Michael Martin of The A.V. Club gave the episode an "A−" and wrote, "Atlantas previous encounters with an affluent party crowd and an eccentric mogul resulted in series-best episodes; 'The Old Man and the Tree' isn't quite on that level, but it's consistently amusing and sharp. As crazy as the proceedings get, Atlanta grounds them in small, real moments while taking broad swipes at racial and cultural conventions. It's not often that a farcical evening gives you so much to think about. The tone is perfect: Just heightened enough not to be too over the top. These are absurd times. As Al says, balance is a motherfucker."

Alan Sepinwall of Rolling Stone wrote, "When you are Black and traveling through a majority white country, race is always going to be an issue, even in the fairly absurd contexts present throughout most of 'The Old Man and the Tree.'"
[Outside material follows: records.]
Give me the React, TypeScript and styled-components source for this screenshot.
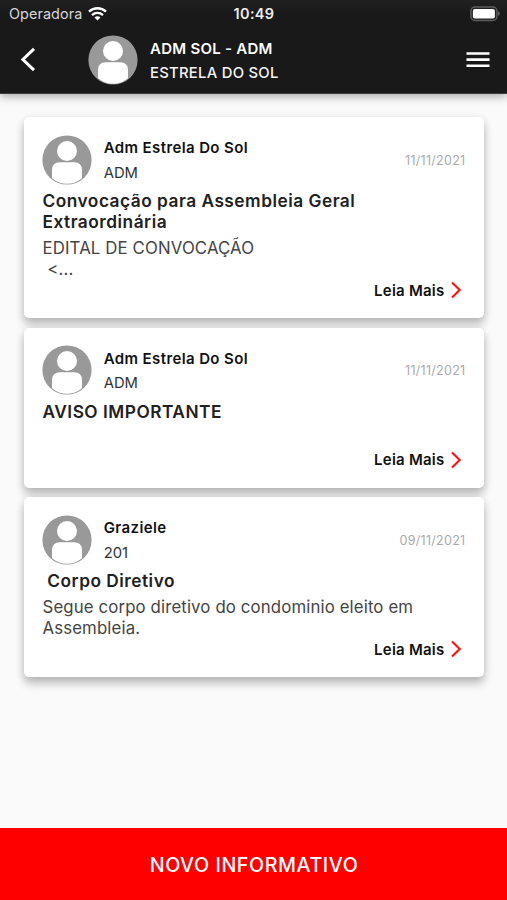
import React from "react";
import styled, { createGlobalStyle } from "styled-components";

const GlobalStyle = createGlobalStyle`
  * { box-sizing: border-box; }
  body { margin: 0; background: #fafafa; font-family: Inter, sans-serif; }
`;

const Screen = styled.div`
  display: flex;
  flex-direction: column;
  width: 507px;
  height: 900px;
  overflow: hidden;
  background: #fafafa;
`;

const Header = styled.header`
  position: relative;
  height: 94px;
  flex: none;
  background: linear-gradient(#212121, #191919 14px);
  color: #fff;
  border-bottom: 1px solid #3c3c3c;
  box-shadow: 0 2px 9px rgba(0, 0, 0, 0.36);
`;

const StatusBar = styled.div`
  display: grid;
  grid-template-columns: 1fr auto 1fr;
  align-items: center;
  height: 27px;
  padding: 0 7px 0 9px;
`;

const Carrier = styled.div`
  display: flex;
  align-items: center;
  gap: 6px;
  font-size: 14.4px;
  line-height: 20px;
  letter-spacing: 0.08px;
  color: #d6d6d6;
  padding-top: 1px;
`;

const Clock = styled.div`
  font-size: 14.5px;
  line-height: 20px;
  font-weight: 600;
  letter-spacing: 0.35px;
  color: #ededed;
  padding: 1px 1px 0 0;
`;

const BatterySlot = styled.div`
  display: flex;
  justify-content: flex-end;
`;

const NavBar = styled.div`
  display: flex;
  align-items: center;
  height: 65px;
  padding: 0 17px 0 20px;
`;

const IconButton = styled.button`
  display: flex;
  padding: 0;
  border: 0;
  background: none;
  color: inherit;
`;

const Account = styled.div`
  display: flex;
  align-items: center;
  flex: 1;
  gap: 12px;
  margin-left: 52px;
`;

const Names = styled.div<{ $inverse?: boolean }>`
  flex: 1;
  padding-top: 2px;
  font-size: 15px;
  line-height: ${(p) => (p.$inverse ? "24px" : "24.5px")};
  color: ${(p) => (p.$inverse ? "#f4f4f4" : "#333")};
`;

const Primary = styled.div<{ $inverse?: boolean }>`
  font-weight: 600;
  letter-spacing: ${(p) => (p.$inverse ? "0.26px" : "0.39px")};
  color: ${(p) => (p.$inverse ? "#fff" : "#111")};
`;

const Secondary = styled.div<{ $inverse?: boolean }>`
  font-size: 14.8px;
  font-weight: ${(p) => (p.$inverse ? 500 : 400)};
  letter-spacing: ${(p) => (p.$inverse ? "0.28px" : "0")};
`;

const List = styled.main`
  display: flex;
  flex-direction: column;
  flex: 1;
  gap: 9.5px;
  padding: 23px 23px 0 24px;
`;

const Card = styled.article`
  display: flex;
  flex-direction: column;
  padding: 18px 18px 17.5px 18.5px;
  background: #fff;
  border-radius: 5px;
  box-shadow: 0 7px 10px rgba(0, 0, 0, 0.2), 0 2px 9px rgba(0, 0, 0, 0.13);
`;

const CardHeader = styled.div`
  display: flex;
  align-items: center;
  gap: 12px;
  height: 49px;
  margin-left: -0.8px;
`;

const PostDate = styled.time`
  font-size: 12.5px;
  letter-spacing: 0.28px;
  margin-right: 0.6px;
  padding-top: 1px;
  color: #aaa;
`;

const Title = styled.h2`
  margin: 6px 0 5px;
  font-size: 17.3px;
  line-height: 21px;
  font-weight: 600;
  letter-spacing: 0.5px;
  white-space: pre-wrap;
  color: #212121;
`;

const Excerpt = styled.p`
  margin: 0;
  padding-top: 1px;
  min-height: 23px;
  font-size: 16.8px;
  line-height: 21px;
  letter-spacing: 0.13px;
  white-space: pre-wrap;
  color: #444;
`;

const ReadMore = styled.a`
  display: flex;
  align-items: center;
  align-self: flex-end;
  gap: 5px;
  height: 20.5px;
  margin-right: 4.5px;
  font-size: 15px;
  font-weight: 600;
  letter-spacing: 0.24px;
  color: #111;
`;

const CreateButton = styled.button`
  height: 72px;
  flex: none;
  border: 0;
  padding: 2px 0 0 1px;
  background: #ff0000;
  color: #fff;
  font: 500 19.7px/24px Inter, sans-serif;
  letter-spacing: 0.58px;
`;

const Drawing = styled.svg`
  display: block;
  flex: none;
`;

function Avatar() {
  return (
    <Drawing width="50" height="50" viewBox="0 0 50 50">
      <circle cx="25" cy="25" r="24.6" fill="#999" />
      <circle cx="25" cy="16" r="10" fill="#fff" />
      <path
        d="M10 43.2V35.3Q10 27.3 18 27.3H32Q40 27.3 40 35.3V43.2Q33 48.7 25 48.7Q17 48.7 10 43.2Z"
        fill="#fff"
      />
    </Drawing>
  );
}

function WifiIcon() {
  return (
    <Drawing width="19" height="15" viewBox="0 0 19 15" fill="none" stroke="#fff" strokeWidth="2.3">
      <path d="M1 4.7C5.9.1 13.1.1 18 4.7" />
      <path d="M4 8.1C7.2 5.2 11.8 5.2 15 8.1" />
      <path d="M6.5 10.4C8.2 8.9 10.8 8.9 12.5 10.4L9.5 13.5Z" fill="#fff" stroke="none" />
    </Drawing>
  );
}

function BatteryIcon() {
  return (
    <Drawing width="31" height="16" viewBox="0 0 31 16">
      <rect x="1.9" y="1" width="26" height="13.4" rx="4" fill="#222" stroke="#5c5c5c" strokeWidth="1.5" />
      <rect x="3.9" y="3" width="22" height="9.4" rx="2" fill="#fff" />
      <path d="M29 5.1Q31 5.8 31 7.6T29 10.1Z" fill="#5c5c5c" />
    </Drawing>
  );
}

function BackIcon() {
  return (
    <Drawing width="16" height="26" viewBox="0 0 16 26">
      <path d="M14 1.8L2.9 12.5L14 23.2" fill="none" stroke="#fff" strokeWidth="3" />
    </Drawing>
  );
}

function MenuIcon() {
  return (
    <Drawing width="24" height="18" viewBox="0 0 24 18">
      <path d="M.5 2.5H23.5M.5 8.6H23.5M.5 14.7H23.5" stroke="#fff" strokeWidth="2.6" />
    </Drawing>
  );
}

function ChevronIcon() {
  return (
    <Drawing width="12" height="18" viewBox="0 0 12 18">
      <path d="M2 1.4L9.7 9L2 16.6" fill="none" stroke="#ff1010" strokeWidth="2.1" />
    </Drawing>
  );
}

interface Post {
  author: string;
  unit: string;
  date: string;
  title: string;
  excerpt: string;
}

const posts: Post[] = [
  {
    author: "Adm Estrela Do Sol",
    unit: "ADM",
    date: "11/11/2021",
    title: "Convocação para Assembleia Geral\nExtraordinária",
    excerpt: "EDITAL DE CONVOCAÇÃO\n <...",
  },
  {
    author: "Adm Estrela Do Sol",
    unit: "ADM",
    date: "11/11/2021",
    title: "AVISO IMPORTANTE",
    excerpt: "",
  },
  {
    author: "Graziele",
    unit: "201",
    date: "09/11/2021",
    title: " Corpo Diretivo",
    excerpt: "Segue corpo diretivo do condominio eleito em\nAssembleia.",
  },
];

export default function App() {
  return (
    <Screen>
      <GlobalStyle />
      <Header>
        <StatusBar>
          <Carrier>
            Operadora
            <WifiIcon />
          </Carrier>
          <Clock>10:49</Clock>
          <BatterySlot>
            <BatteryIcon />
          </BatterySlot>
        </StatusBar>
        <NavBar>
          <IconButton aria-label="Voltar">
            <BackIcon />
          </IconButton>
          <Account>
            <Avatar />
            <Names $inverse>
              <Primary $inverse>ADM SOL - ADM</Primary>
              <Secondary $inverse>ESTRELA DO SOL</Secondary>
            </Names>
          </Account>
          <IconButton aria-label="Menu">
            <MenuIcon />
          </IconButton>
        </NavBar>
      </Header>
      <List>
        {posts.map((post, index) => (
          <Card key={index}>
            <CardHeader>
              <Avatar />
              <Names>
                <Primary>{post.author}</Primary>
                <Secondary>{post.unit}</Secondary>
              </Names>
              <PostDate>{post.date}</PostDate>
            </CardHeader>
            <Title>{post.title}</Title>
            <Excerpt>{post.excerpt}</Excerpt>
            <ReadMore>
              Leia Mais
              <ChevronIcon />
            </ReadMore>
          </Card>
        ))}
      </List>
      <CreateButton>NOVO INFORMATIVO</CreateButton>
    </Screen>
  );
}
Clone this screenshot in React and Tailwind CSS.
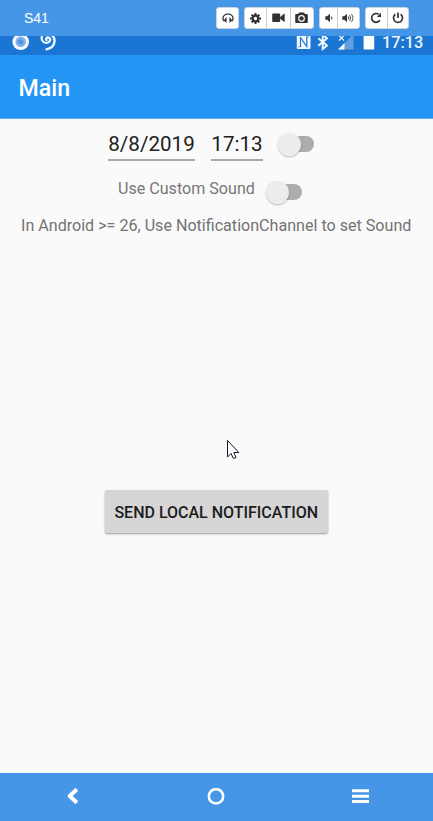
import React from "react";

const DARK = "#333333";

function Headset() {
  return (
    <svg width="12" height="12" viewBox="0 0 12 12" fill="none" stroke={DARK}>
      <path d="M3 8.500H1.500C.2 5.500 1.800 1.800 6 1.800S11.800 5.500 10.500 8.500H9" strokeWidth="1.300" />
      <path d="M4.300 5.500V10.500L2.300 8.300ZM7.700 5.500V10.500L9.700 8.300Z" fill={DARK} strokeWidth=".5" />
    </svg>
  );
}

function Gear() {
  return (
    <svg width="11" height="11" viewBox="0 0 11 11" fill="none" stroke={DARK}>
      <circle cx="5.500" cy="5.500" r="2.800" strokeWidth="2.200" />
      <path d="M5.500 0V2M5.500 9V11M0 5.500H2M9 5.500H11M1.600 1.600 3 3M8 8 9.400 9.400M9.400 1.600 8 3M3 8 1.600 9.400" strokeWidth="2" />
    </svg>
  );
}

function Video() {
  return (
    <svg width="13" height="10" viewBox="0 0 13 10" fill={DARK}>
      <rect x="0.200" y="0.500" width="8" height="8.500" rx="1" />
      <path d="M8.200 4 12 .8Q12.700.5 12.700 1.200V8.300Q12.700 9 12 8.700L8.200 5.700Z" />
    </svg>
  );
}

function Camera() {
  return (
    <svg width="13" height="12" viewBox="0 0 13 12" fill={DARK}>
      <path fillRule="evenodd" d="M1.200 2H3L4 .5H9L10 2H11.800Q12.800 2 12.800 3V10Q12.800 11 11.800 11H1.200Q.2 11 .2 10V3Q.2 2 1.200 2ZM6.500 3A3.400 3.400 0 1 0 6.500 9.800 3.400 3.400 0 1 0 6.500 3Z" />
      <circle cx="6.500" cy="6.400" r="2.200" />
    </svg>
  );
}

function Volume({ loud }) {
  return (
    <svg width={loud ? 13 : 8} height="12" viewBox={loud ? "0 0 13 12" : "0 0 8 12"} fill="none" stroke={DARK}>
      <path d="M.3 4.200H2.300L5 1.800V10.200L2.300 7.800H.3Z" fill={DARK} stroke="none" />
      <path d="M6.300 4.500Q7.700 6 6.300 7.500" strokeWidth="1" />
      {loud && <path d="M7.600 3Q10 6 7.600 9M9.300 1.800Q12.700 6 9.300 10.200" strokeWidth=".8" />}
    </svg>
  );
}

function Repeat() {
  return (
    <svg width="12" height="12" viewBox="0 0 12 12" fill="none" stroke={DARK}>
      <path d="M8.700 2.400A4.400 4.400 0 1 0 9.800 8.200" strokeWidth="1.700" />
      <path d="M11 .7V4.900H6.800Z" fill={DARK} stroke="none" />
    </svg>
  );
}

function Power() {
  return (
    <svg width="12" height="12" viewBox="0 0 12 12" fill="none" stroke={DARK} strokeWidth="1.700">
      <path d="M3.400 2.300A4.500 4.500 0 1 0 8.600 2.300" />
      <path d="M6 .4V6" />
    </svg>
  );
}

function Group({ className, children }) {
  return (
    <div className={`flex h-[22px] overflow-hidden rounded-[3px] border border-[#ccd3da] bg-white divide-x divide-[#cccccc] ${className}`}>
      {children}
    </div>
  );
}

function Tool({ children }) {
  return <button className="flex min-w-0 flex-1 items-center justify-center">{children}</button>;
}

function Toolbar() {
  return (
    <header className="flex h-9 shrink-0 items-start bg-[#4596e6] pt-[7px] pl-6">
      <span className="w-[192px] pt-[2px] font-['Liberation_Sans',sans-serif] text-[14px] leading-[18px] text-white">S41</span>
      <Group className="w-[23px]"><Tool><Headset /></Tool></Group>
      <Group className="ml-[5px] w-[70px]">
        <div className="flex w-[22px] items-center justify-center"><Gear /></div>
        <Tool><Video /></Tool>
        <Tool><Camera /></Tool>
      </Group>
      <Group className="ml-[5px] w-[41px]">
        <div className="flex w-[18px] items-center justify-center"><Volume /></div>
        <Tool><Volume loud /></Tool>
      </Group>
      <Group className="ml-[5px] w-[44px]">
        <Tool><Repeat /></Tool>
        <Tool><Power /></Tool>
      </Group>
    </header>
  );
}

function StatusBar() {
  return (
    <div className="flex h-[19px] shrink-0 items-start bg-[#1b75d2] pl-3">
      <svg className="shrink-0" width="48" height="19" viewBox="12 36 48 19" fill="none">
        <circle cx="20.700" cy="41.800" r="8.300" fill="#f8fbfd" />
        <circle cx="20.700" cy="41.800" r="5.200" fill="#80b2e6" />
        <circle cx="20.700" cy="41.800" r="2.600" fill="#5295dc" />
        <path d="M42.300 35C40.500 39.500 43 43.300 46.500 43 50.300 42.700 51.200 39 49 37.700 47.300 36.800 45.300 38.300 46.500 40" stroke="#f0f8ff" strokeWidth="2.200" strokeLinecap="round" />
        <path d="M51.500 35C56.500 38.500 55.500 47.800 46.500 49.300" stroke="#f0f8ff" strokeWidth="2.300" strokeLinecap="round" />
      </svg>
      <svg className="ml-[236px] shrink-0" width="80" height="19" viewBox="296 36 80 19" fill="none">
        <rect x="296.800" y="34.500" width="13.700" height="14.500" rx="1" fill="#f3f8fd" />
        <path d="M300.500 37V47M300.500 37.500 306.800 46.500V36.500" stroke="#1b75d2" strokeWidth="1.200" />
        <path d="M298.500 46.800H300.500M306.800 37H308.800" stroke="#1b75d2" strokeWidth=".8" />
        <path d="M318.300 38.300 327 45.500 322.700 49V35L327 38.200 318.300 45.700" stroke="#f3f8fd" strokeWidth="1.900" />
        <path d="M353.500 34V49.500H338Z" fill="#5e9fe0" />
        <path d="M344.500 43V49.500H338Z" fill="#f3f8fd" />
        <path d="M339 35.500 344 40.500M344 35.500 339 40.500" stroke="#e2effb" strokeWidth="1.300" />
        <rect x="363.600" y="35" width="10.600" height="14.500" rx=".5" fill="#fdfefe" />
      </svg>
      <span className="ml-[6px] whitespace-nowrap text-[16.300px] leading-[14px] font-medium text-[#e9f3fc]">17:13</span>
    </div>
  );
}

function Toggle({ className }) {
  return (
    <div className={`flex h-[26px] w-[37px] items-center ${className}`}>
      <div className="z-10 h-[23px] w-[23px] shrink-0 rounded-full bg-[#ececec] shadow-[0_1px_2px_#00000040]" />
      <div className="-ml-[12px] h-4 w-[25px] rounded-full bg-[#acacae]" />
    </div>
  );
}

export default function App() {
  return (
    <div className="flex h-[821px] w-[433px] flex-col overflow-hidden bg-[#fafafa] font-[Roboto,sans-serif]">
      <Toolbar />
      <StatusBar />
      <div className="flex h-16 shrink-0 items-center border-b border-[#63b1f5] bg-[#2395f5] pl-[18.500px] pt-[4px] text-[23.200px] font-medium text-white">Main</div>
      <main className="flex min-h-0 flex-1 flex-col">
        <div className="flex h-[42px] items-start pl-[108px] pt-[12px]">
          <div className="h-[30px] w-[87px] whitespace-nowrap border-b-2 border-[#a9a9a9] text-center text-[20.600px] leading-[27px] text-[#202020]">8/8/2019</div>
          <div className="ml-4 h-[30px] w-[52px] whitespace-nowrap border-b-2 border-[#a9a9a9] text-center text-[20.600px] leading-[27px] text-[#202020]">17:13</div>
          <Toggle className="ml-[14.500px]" />
        </div>
        <div className="flex h-[52px] items-start pl-[118px] pt-[18px]">
          <span className="w-[137px] whitespace-nowrap text-[16.100px] leading-5 text-[#777777]">Use Custom Sound</span>
          <Toggle className="ml-[11px]" />
        </div>
        <p className="h-[28px] whitespace-nowrap pl-[21px] pt-[3px] text-[16.100px] leading-5 text-[#737373]">In Android &gt;= 26, Use NotificationChannel to set Sound</p>
        <svg className="mt-[198px] ml-[226px] shrink-0" width="14" height="22" viewBox="226 439 14 22">
          <path d="M227.500 440.500V457L231 453.500 233.500 458.500 236 457.500 233.800 452.500H238.800Z" fill="#fff" stroke="#171724" strokeWidth="1" />
        </svg>
        <button className="ml-[105px] mt-[29px] h-[43px] w-[222.500px] whitespace-nowrap rounded-[2px] bg-[#d6d6d6] pt-[2px] text-[16px] font-medium text-[#1c1c1c] shadow-[0_1px_2px_#00000060]">SEND LOCAL NOTIFICATION</button>
      </main>
      <nav className="flex h-12 shrink-0 items-center bg-[#4596e6] pl-[66px]">
        <svg width="13" height="18" viewBox="0 0 13 18" fill="none" stroke="white" strokeWidth="4" strokeLinejoin="round"><path d="M10.900 1.300 3.700 8 10.900 14.700" /></svg>
        <svg className="ml-[128px]" width="18" height="18" viewBox="0 0 18 18" fill="none" stroke="white" strokeWidth="2.600"><circle cx="9" cy="8.300" r="7.200" /></svg>
        <svg className="ml-[126px]" width="19" height="18" viewBox="0 0 19 18" stroke="white" strokeWidth="3"><path d="M1 2.800H18M1 8.200H18M1 13.500H18" /></svg>
      </nav>
    </div>
  );
}
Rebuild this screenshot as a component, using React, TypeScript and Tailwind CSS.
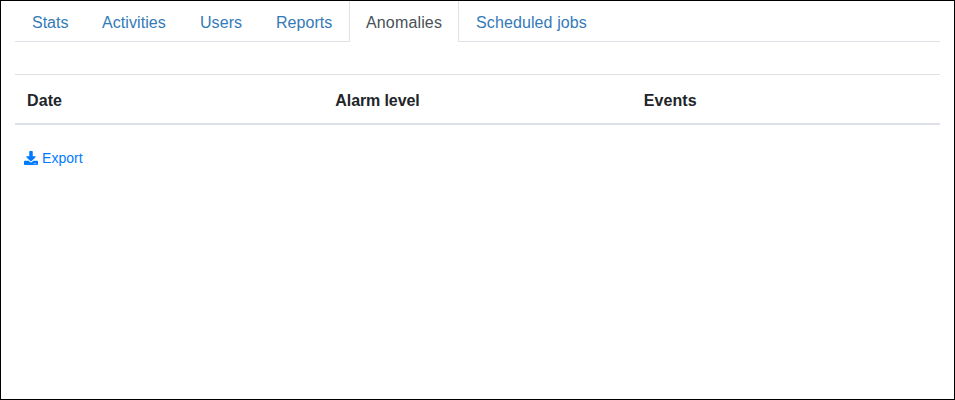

Jordan Taliha McDonald of Vulture gave the episode a 4 star rating out of 5 and wrote, "Unlike last season, which turned its lens toward the inner-city's scramble for commercial goods, this season moves from Atlanta to Europe to uncover the unquantifiable losses wrought by history with humor and horror." Deshawn Thomas of /Film wrote, "We're now three episodes deep into season 3 of Donald Glover's Atlanta, and it's abundantly clear that the series is leaning fully into afro-surrealism with the delightful absurdity of 'The Old Man and the Tree.' The episode also makes it obvious that the themes presented in the season premiere are going to be the overarching themes of the entire season."